Most programmer are specific about the version of the programming language which their application needs, the version of the dependencies in the form of Python packages, Ruby gems or node.js modules, but when it comes to something as important as the database or the message queue, they just use whatever is available in the environment that the application runs, but this is one of the reasons behind the devops movement, developers taking responsibility for the application’s environment. Docker makes this task easier and more straightforward by adding a layer of pragmatism and confidence to the existing practices.

For a medium-sized Rails application, with about 100 gems and just as many integration tests running under Rails, this takes 8 minutes and 16 seconds on a 2GB and 2 core instance, without any local Docker images.

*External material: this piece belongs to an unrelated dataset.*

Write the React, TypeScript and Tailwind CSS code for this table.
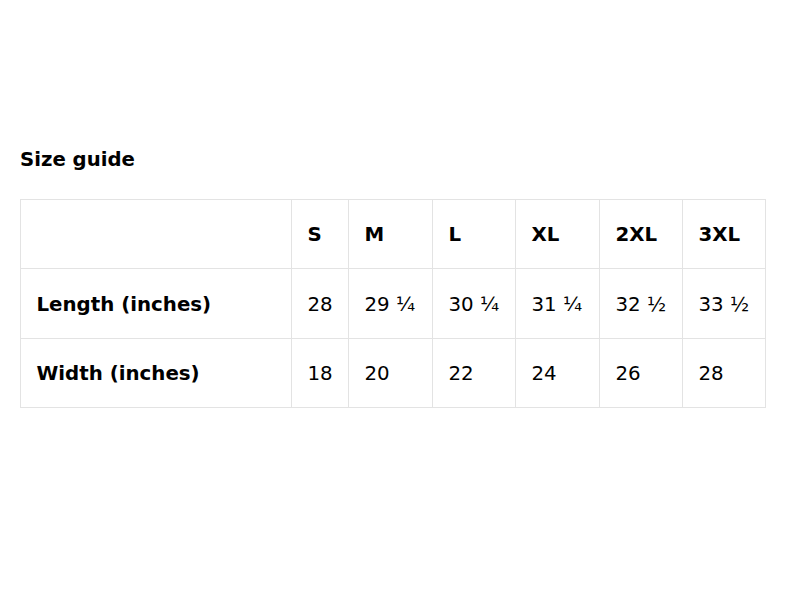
import React from "react";

const sizes = ["S", "M", "L", "XL", "2XL", "3XL"];
const rows: { label: string; values: string[] }[] = [
  { label: "Length (inches)", values: ["28", "29 ¼", "30 ¼", "31 ¼", "32 ½", "33 ½"] },
  { label: "Width (inches)", values: ["18", "20", "22", "24", "26", "28"] },
];
const widths = [271, 57, 84, 83, 84, 83, 83];

export default function App() {
  return (
    <div
      className="w-[797px] h-[598px] bg-white text-black px-5 pt-[148px]"
      style={{ fontFamily: '"DejaVu Sans", Verdana, sans-serif' }}
    >
      <h2 className="text-[19.7px] leading-[24px] font-bold">Size guide</h2>
      <table className="mt-[27px] table-fixed border-collapse w-[746px] text-[19.8px]">
        <colgroup>
          {widths.map((w, i) => (
            <col key={i} style={{ width: w }} />
          ))}
        </colgroup>
        <thead>
          <tr className="h-[69px]">
            <th className="border border-[#e3e3e3]"></th>
            {sizes.map((s) => (
              <th key={s} className="border border-[#e3e3e3] pl-[15.5px] pr-4 pt-[2px] text-left font-bold">
                {s}
              </th>
            ))}
          </tr>
        </thead>
        <tbody>
          {rows.map((r, idx) => (
            <tr key={r.label} className={idx === 0 ? "h-[70px]" : "h-[69px]"}>
              <td className="border border-[#e3e3e3] pl-[15.5px] pr-4 pt-[2px] font-bold">{r.label}</td>
              {r.values.map((v, i) => (
                <td key={i} className="border border-[#e3e3e3] pl-[15.5px] pr-4 pt-[2px] whitespace-nowrap">
                  {v}
                </td>
              ))}
            </tr>
          ))}
        </tbody>
      </table>
    </div>
  );
}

If you already had Ruby, MySQL & Redis Docker images on that host, this would take 4 minutes and 45 seconds. Furthermore, if you had a master application image to base a new Docker image build of the same application, this would take a mere 2 minutes and 23 seconds. To put this into perspective, it takes just over 2 minutes to deploy a new version of Rails application, including dependent services such as MySQL and Redis.

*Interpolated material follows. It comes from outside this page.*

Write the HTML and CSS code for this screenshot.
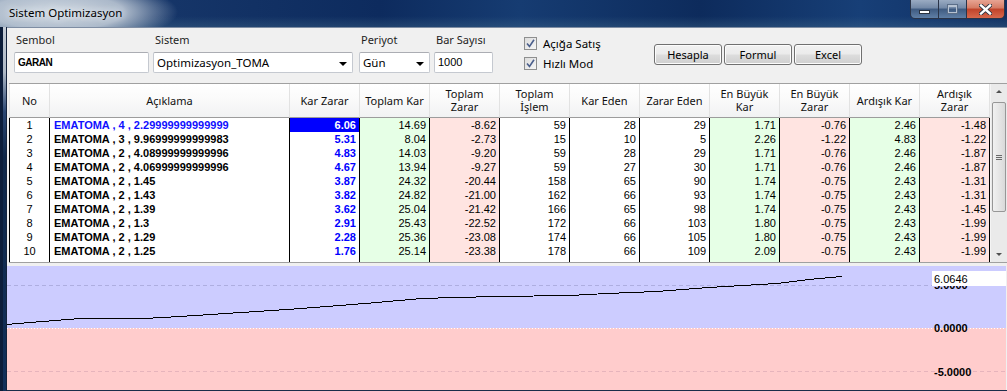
FILE: index.html
```html
<!DOCTYPE html>
<html>
<head>
    <title>Sistem Optimizasyon</title>
    <link rel="stylesheet" href="styles.css">
</head>
<body>
<div class="window">
    <div class="titlebar">
        <span class="title">Sistem Optimizasyon</span>
        <div class="caption-buttons">
            <span class="cap-btn cap-min"><span class="min-glyph"></span></span>
            <span class="cap-btn cap-max"><span class="max-glyph"></span></span>
            <span class="cap-btn cap-close">
                <svg width="13" height="11" viewBox="0 0 13 11">
                    <path d="M2 1.5 L11 9.5 M11 1.5 L2 9.5" stroke="#2b3340" stroke-width="4.2" stroke-linecap="square"/>
                    <path d="M2 1.5 L11 9.5 M11 1.5 L2 9.5" stroke="#fff" stroke-width="2.4" stroke-linecap="square"/>
                </svg>
            </span>
        </div>
    </div>

    <div class="frame">
        <div class="frame-left"></div>
        <div class="client">
            <div class="toolbar">
                <div class="field field-sembol">
                    <span class="field-label">Sembol</span>
                    <div class="textbox textbox-bold">GARAN</div>
                </div>
                <div class="field field-sistem">
                    <span class="field-label">Sistem</span>
                    <div class="textbox combo">Optimizasyon_TOMA<span class="combo-arrow"></span></div>
                </div>
                <div class="field field-periyot">
                    <span class="field-label">Periyot</span>
                    <div class="textbox combo">Gün<span class="combo-arrow"></span></div>
                </div>
                <div class="field field-bar">
                    <span class="field-label">Bar Sayısı</span>
                    <div class="textbox textbox-num">1000</div>
                </div>

                <div class="checks">
                    <label class="check"><span class="check-box"><svg width="9" height="9" viewBox="0 0 9 9"><path d="M1 4.5 L3.5 7.5 L8 0.8" fill="none" stroke="#4b5f8c" stroke-width="1.6"/></svg></span>Açığa Satış</label>
                    <label class="check"><span class="check-box"><svg width="9" height="9" viewBox="0 0 9 9"><path d="M1 4.5 L3.5 7.5 L8 0.8" fill="none" stroke="#4b5f8c" stroke-width="1.6"/></svg></span>Hızlı Mod</label>
                </div>

                <div class="buttons">
                    <button class="btn">Hesapla</button>
                    <button class="btn">Formul</button>
                    <button class="btn">Excel</button>
                </div>
            </div>

            <div class="grid-wrap">
                <div class="grid" id="grid">
                    <div class="hcell hfirst">No</div>
                    <div class="hcell">Açıklama</div>
                    <div class="hcell">Kar Zarar</div>
                    <div class="hcell">Toplam Kar</div>
                    <div class="hcell">Toplam<br>Zarar</div>
                    <div class="hcell">Toplam<br>İşlem</div>
                    <div class="hcell">Kar Eden</div>
                    <div class="hcell">Zarar Eden</div>
                    <div class="hcell">En Büyük<br>Kar</div>
                    <div class="hcell">En Büyük<br>Zarar</div>
                    <div class="hcell">Ardışık Kar</div>
                    <div class="hcell">Ardışık<br>Zarar</div>
                </div>
                <div class="scrollbar">
                    <span class="sb-arrow sb-up"></span>
                    <div class="sb-thumb"><span class="sb-grip"></span></div>
                    <span class="sb-arrow sb-down"></span>
                </div>
            </div>

            <div class="chart">
                <svg width="999" height="124" viewBox="0 0 999 124">
                    <rect x="0" y="0" width="999" height="62" fill="#ccccff"/>
                    <rect x="0" y="62" width="999" height="62" fill="#ffcccc"/>
                    <line x1="0" y1="19.5" x2="999" y2="19.5" stroke="#aeaee0" stroke-dasharray="4 3"/>
                    <line x1="0" y1="105.5" x2="999" y2="105.5" stroke="#e6b4bc" stroke-dasharray="4 3"/>
                    <line x1="0" y1="62.5" x2="999" y2="62.5" stroke="#ffffff" stroke-dasharray="1 2"/>
                    <polyline fill="none" stroke="#000" stroke-width="1" shape-rendering="crispEdges"
                              points="0,58.5 10,57.5 24,56.5 35,55.5 49,54.5 60,53.5 75,52.5 137,52.5 156,51.5 172,50.5 189,49.5 204,48.5 219,47.5 234,46.5 250,45.5 265,44.5 280,43.5 294,42.5 306,41.5 320,40.5 333,39.5 345,38.5 358,37.5 370,36.5 381,35.5 392,34.5 404,33.5 415,32.5 447,31.5 492,30.5 563,29.5 600,27.5 650,25.5 702,21.5 735,19.5 770,17.5 802,13.5 835,10.5"/>
                    <text class="axis-label" x="927" y="23">5.0000</text>
                    <rect x="925" y="5" width="74" height="15" fill="#ffffff"/>
                    <text class="value-label" x="927" y="16.5">6.0646</text>
                    <text class="axis-label" x="927" y="66">0.0000</text>
                    <text class="axis-label" x="927" y="109.5">-5.0000</text>
                </svg>
            </div>
        </div>
    </div>
</div>

<script>
    const rows = [
        ['1', 'EMATOMA , 4 , 2.29999999999999', '6.06', '14.69', '-8.62', '59', '28', '29', '1.71', '-0.76', '2.46', '-1.48'],
        ['2', 'EMATOMA , 3 , 9.96999999999983', '5.31', '8.04', '-2.73', '15', '10', '5', '2.26', '-1.22', '4.83', '-1.22'],
        ['3', 'EMATOMA , 2 , 4.08999999999996', '4.83', '14.03', '-9.20', '59', '28', '29', '1.71', '-0.76', '2.46', '-1.87'],
        ['4', 'EMATOMA , 2 , 4.06999999999996', '4.67', '13.94', '-9.27', '59', '27', '30', '1.71', '-0.76', '2.46', '-1.87'],
        ['5', 'EMATOMA , 2 , 1.45', '3.87', '24.32', '-20.44', '158', '65', '90', '1.74', '-0.75', '2.43', '-1.31'],
        ['6', 'EMATOMA , 2 , 1.43', '3.82', '24.82', '-21.00', '162', '66', '93', '1.74', '-0.75', '2.43', '-1.31'],
        ['7', 'EMATOMA , 2 , 1.39', '3.62', '25.04', '-21.42', '166', '65', '98', '1.74', '-0.75', '2.43', '-1.45'],
        ['8', 'EMATOMA , 2 , 1.3', '2.91', '25.43', '-22.52', '172', '66', '103', '1.80', '-0.75', '2.43', '-1.99'],
        ['9', 'EMATOMA , 2 , 1.29', '2.28', '25.36', '-23.08', '174', '66', '105', '1.80', '-0.75', '2.43', '-1.99'],
        ['10', 'EMATOMA , 2 , 1.25', '1.76', '25.14', '-23.38', '178', '66', '109', '2.09', '-0.75', '2.43', '-1.99'],
        ['', '', '', '', '', '', '', '', '', '', '', '']
    ];
    const colClass = ['no', 'desc', 'kz', 'pos', 'neg', 'num', 'num', 'num', 'pos', 'neg', 'pos', 'neg'];

    const grid = document.getElementById('grid');
    rows.forEach((row, r) => {
        row.forEach((value, c) => {
            const cell = document.createElement('div');
            cell.className = 'cell ' + colClass[c];
            if (r === 0 && c === 1) cell.classList.add('current');
            if (r === 0 && c === 2) cell.classList.add('selected');
            cell.textContent = value;
            grid.appendChild(cell);
        });
    });
</script>
</body>
</html>
```

FILE: styles.css
```css
body {
    margin: 0;
    width: 1007px;
    height: 391px;
    overflow: hidden;
    background-color: #0e2447;
    font-family: "Liberation Sans", Arial, sans-serif;
}

.window {
    display: flex;
    flex-direction: column;
    height: 391px;
}

/* title bar */
.titlebar {
    height: 27px;
    display: flex;
    align-items: flex-start;
    background:
        radial-gradient(ellipse 120px 32px at 58px 12px, rgba(212, 220, 228, 0.97) 0%, rgba(190, 201, 214, 0.88) 55%, rgba(120, 145, 178, 0) 100%),
        linear-gradient(180deg, rgba(255, 255, 255, 0) 60%, rgba(70, 110, 140, 0.35) 100%),
        linear-gradient(90deg, #4f6b8f 0, #163669 150px, #0d2b5e 380px, #163c72 520px, #0d2b5c 700px, #173f77 860px, #0f2e62 1007px);
}

.title {
    padding: 5px 0 0 9px;
    font-family: "Noto Sans", sans-serif;
    font-size: 11.5px;
    line-height: 16px;
    color: #000;
    text-shadow: 0 0 6px #e8edf2, 0 0 10px #e8edf2;
}

.caption-buttons {
    margin-left: auto;
    margin-right: 2px;
    display: flex;
    height: 19px;
}

.cap-btn {
    box-sizing: border-box;
    height: 19px;
    display: flex;
    align-items: center;
    justify-content: center;
    border: 1px solid #2a3448;
    border-top: none;
}

.cap-min {
    width: 29px;
    border-radius: 0 0 0 5px;
    background: linear-gradient(180deg, #9aabc2 0, #7288a6 45%, #3e5a80 50%, #5f7fa6 100%);
}

.cap-max {
    width: 28px;
    border-left: none;
    background: linear-gradient(180deg, #9aabc2 0, #7288a6 45%, #3e5a80 50%, #5f7fa6 100%);
}

.cap-close {
    width: 38px;
    border-left: none;
    border-radius: 0 0 5px 0;
    background: linear-gradient(180deg, #e7a493 0, #d57a63 45%, #c0432a 50%, #d8684c 100%);
}

.min-glyph {
    width: 9px;
    height: 2px;
    margin-top: 5px;
    background-color: #fff;
    border: 1px solid #2b3340;
}

.max-glyph {
    width: 7px;
    height: 5px;
    border: 1px solid #b6c2d2;
    border-top-width: 2px;
    box-shadow: 0 0 0 1px #5b6e88;
}

/* window frame */
.frame {
    flex: 1;
    display: flex;
}

.frame-left {
    width: 8px;
    background: linear-gradient(180deg, #c3cbd5 0, #aeb9c6 45px, #2a4672 85px, #0f2748 130px, #12305a 100%);
    box-shadow: inset -1px 0 0 #14233d, inset 3px 0 0 #0c1d3a;
}

.client {
    flex: 1;
    display: flex;
    flex-direction: column;
    background-color: #f0f0f0;
    border-top: 1px solid #7e8da3;
}

/* toolbar */
.toolbar {
    height: 55px;
    display: flex;
    padding-left: 7px;
    font-family: "Noto Sans", sans-serif;
    font-size: 11px;
    color: #000;
}

.field {
    display: flex;
    flex-direction: column;
    padding-top: 5px;
}

.field-label {
    height: 14px;
    line-height: 14px;
    padding-left: 2px;
    margin-bottom: 5px;
    color: #1e1e1e;
}

.field-sembol { width: 135px; }
.field-sistem { width: 200px; margin-left: 4px; }
.field-periyot { width: 71px; margin-left: 6px; }
.field-bar { width: 59px; margin-left: 4px; }

.textbox {
    box-sizing: border-box;
    height: 21px;
    line-height: 19px;
    padding-left: 3px;
    background-color: #fff;
    border: 1px solid #c5c9d0;
    border-top-color: #abadb3;
    border-radius: 2px;
    font-size: 11.5px;
}

.textbox-bold,
.textbox-num {
    font-family: "Liberation Sans", Arial, sans-serif;
    font-size: 11px;
}

.textbox-bold {
    font-weight: bold;
    font-size: 10px;
    letter-spacing: -0.5px;
}

.combo {
    display: flex;
    align-items: center;
    justify-content: space-between;
    padding-right: 5px;
}

.combo-arrow {
    width: 0;
    height: 0;
    border-left: 4px solid transparent;
    border-right: 4px solid transparent;
    border-top: 4px solid #000;
    margin-top: 2px;
}

.checks {
    width: 110px;
    margin-left: 31px;
    padding-top: 9px;
    display: flex;
    flex-direction: column;
    gap: 7px;
}

.check {
    display: flex;
    align-items: center;
    gap: 6px;
    height: 13px;
    font-size: 11.5px;
}

.check-box {
    box-sizing: border-box;
    width: 13px;
    height: 13px;
    display: flex;
    align-items: center;
    justify-content: center;
    border: 1px solid #8e8f8f;
    background: linear-gradient(135deg, #dcdcdc 0, #f6f6f6 100%);
}

.buttons {
    margin-left: 20px;
    padding-top: 16px;
    display: flex;
    gap: 2px;
}

.btn {
    box-sizing: border-box;
    width: 68px;
    height: 21px;
    padding: 0;
    border: 1px solid #707070;
    border-radius: 3px;
    background: linear-gradient(180deg, #f2f2f2 0, #ebebeb 48%, #dddddd 52%, #cfcfcf 100%);
    box-shadow: inset 0 0 0 1px #fcfcfc;
    font-family: "Noto Sans", sans-serif;
    font-size: 11px;
    color: #000;
}

/* grid */
.grid-wrap {
    margin-left: 2px;
    height: 178px;
    display: flex;
    border-top: 1px solid #a0a0a0;
    border-bottom: 1px solid #a0a0a0;
}

.grid {
    width: 981px;
    height: 178px;
    overflow: hidden;
    display: grid;
    grid-template-columns: 41px 240px repeat(10, 70px);
    grid-template-rows: 34px;
    grid-auto-rows: 14px;
    background-color: #fff;
    font-size: 11px;
    color: #000;
}

.hcell {
    box-sizing: border-box;
    display: flex;
    align-items: center;
    justify-content: center;
    text-align: center;
    line-height: 13px;
    padding-bottom: 1px;
    border-right: 1px solid #e2e2e2;
    border-bottom: 1px solid #9c9c9c;
    background: linear-gradient(180deg, #ffffff 0, #fbfbfb 40%, #f1f2f3 100%);
    font-family: "Noto Sans", sans-serif;
    font-size: 11px;
    color: #111;
}

.hfirst {
    border-left: 1px solid #e2e2e2;
}

.cell {
    box-sizing: border-box;
    height: 14px;
    line-height: 14px;
    padding: 0 3px;
    border-right: 1px solid #000;
    white-space: nowrap;
    overflow: hidden;
    text-align: right;
}

.cell.no {
    border-left: 1px solid #000;
    text-align: center;
}

.cell.desc {
    text-align: left;
    padding-left: 4px;
    font-weight: bold;
}

.cell.desc.current {
    color: #1010ff;
}

.cell.kz {
    color: #0000ff;
    font-weight: bold;
}

.cell.kz.selected {
    background-color: #0000ff;
    color: #fff;
}

.cell.pos {
    background-color: #e6ffe6;
}

.cell.neg {
    background-color: #ffe4e1;
}

/* scrollbar */
.scrollbar {
    width: 16px;
    display: flex;
    flex-direction: column;
    align-items: center;
    background-color: #eaeaea;
    border-left: 1px solid #f4f4f4;
}

.sb-arrow {
    width: 0;
    height: 0;
    border-left: 3px solid transparent;
    border-right: 3px solid transparent;
}

.sb-up {
    margin-top: 6px;
    border-bottom: 3px solid #505050;
}

.sb-down {
    margin-top: auto;
    margin-bottom: 6px;
    border-top: 3px solid #505050;
}

.sb-thumb {
    box-sizing: border-box;
    width: 14px;
    height: 110px;
    margin-top: 9px;
    display: flex;
    align-items: center;
    justify-content: center;
    border: 1px solid #979797;
    border-radius: 2px;
    background: linear-gradient(90deg, #f1f1f1 0, #e6e6e6 50%, #d9d9d9 100%);
}

.sb-grip {
    width: 6px;
    height: 5px;
    background: repeating-linear-gradient(180deg, #6a6a6a 0, #6a6a6a 1px, transparent 1px, transparent 2px);
}

/* chart */
.chart {
    margin-top: 3px;
    height: 124px;
    border-bottom: 1px solid #1a2c4a;
}

.chart svg {
    display: block;
}

.axis-label {
    font-family: "Liberation Sans", Arial, sans-serif;
    font-size: 11px;
    font-weight: bold;
    fill: #000;
}

.value-label {
    font-family: "Liberation Sans", Arial, sans-serif;
    font-size: 11px;
    fill: #000;
}
```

Ansible gives the joy of managing infrastructures. Docker gives you confidence and stability when dealing with the most important step of application development, the delivery phase. In combination, they are unmatched.

 

Most deployments consist of only three steps:

>> Checking out a new version of your application.

>> Applying changes to your environment such as, database migrations, assets.

>> Restarting the app server to pick up code changes.

Depending on your app every step can involve some complex operations, like zero downtime deployments with dropped database columns in between. These more complex problems require special handling and you need to take care of this.

 

Why not Capistrano ?

Capistrano is a command line app for rolling out web app to multiple server. It has been developed for ROR app in the first place, but it works just as well for apps of all kind. It is a work horse but one of its main problems is it’s slow. A simple rails app that didn’t have to run any migrations or precompiled new assets would routinely take 60 seconds on an ec2 micro instance. The same app can be deployed using Ansible in 10 seconds and it can also be trimmed down to 3 seconds with more aggressive checks to determine if certain actions need to happen.

Capistrano nothing but another tool that you need to learn and maintain. If you don’t want to use a tool to provision your infrastructure and then use another tool to deploy applications and also if you don’t want to keep track of your infrastructure in 2 places or have to write custom tooling to glue both tools together in a way that half way works and is brittle. Fortunately Ansible is created to solve this exact issue.

The deploy process is overly complicated. You don’t need the concept of a “current” release, a bunch of symlinks and rollbacks. Rollbacks should be handled by fixing your code or just simply rollback your code in git and deploy the last working version.